Wednesday, December 6, 2017

A Novel Approach to Silencing Movie Theater Chatterers

Two young women right behind me in a theater were talking. Continuously. Honestly, I've never heard human beings maintain unbroken speech for such a length of time. It wasn't loud, but it was unceasing.

I shot them a look. The talking continued. I offered a sustained glare. No improvement.

Finally, I wheeled my whole body around, startling them, and gave them my best goofy grin. "Hi there! My name's Jim!!" I piped up, with my happiest happy face. "Hey, are we having a discussion? That's awesome! So what do you guys wanna talk about?" There was no trace of menace; only pure eager affability.

They froze. One managed to croak out an "I'm sorry." And they didn't utter a sound for the remainder of the film.

See also my "Two Strategies For Deflecting Cellphone Loudmouths"
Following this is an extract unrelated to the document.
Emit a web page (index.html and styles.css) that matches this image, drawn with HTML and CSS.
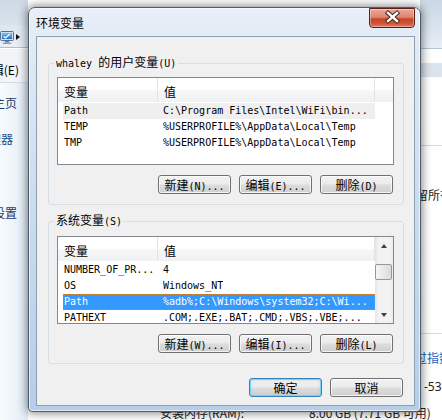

Here's the thing: If I'd asked them - politely or not - to be quiet, I'd have made myself yet another oppositional force to ignore. Instead, I leveraged their deep, primal disinclination to engage with a friendly stranger. Now that's a powerful force!

This is also a great way to discourage strangers from grabbing the seat next to you on a bus or subway. I just smile at them warmly as they approach (ala "Hey, great! It's you!!").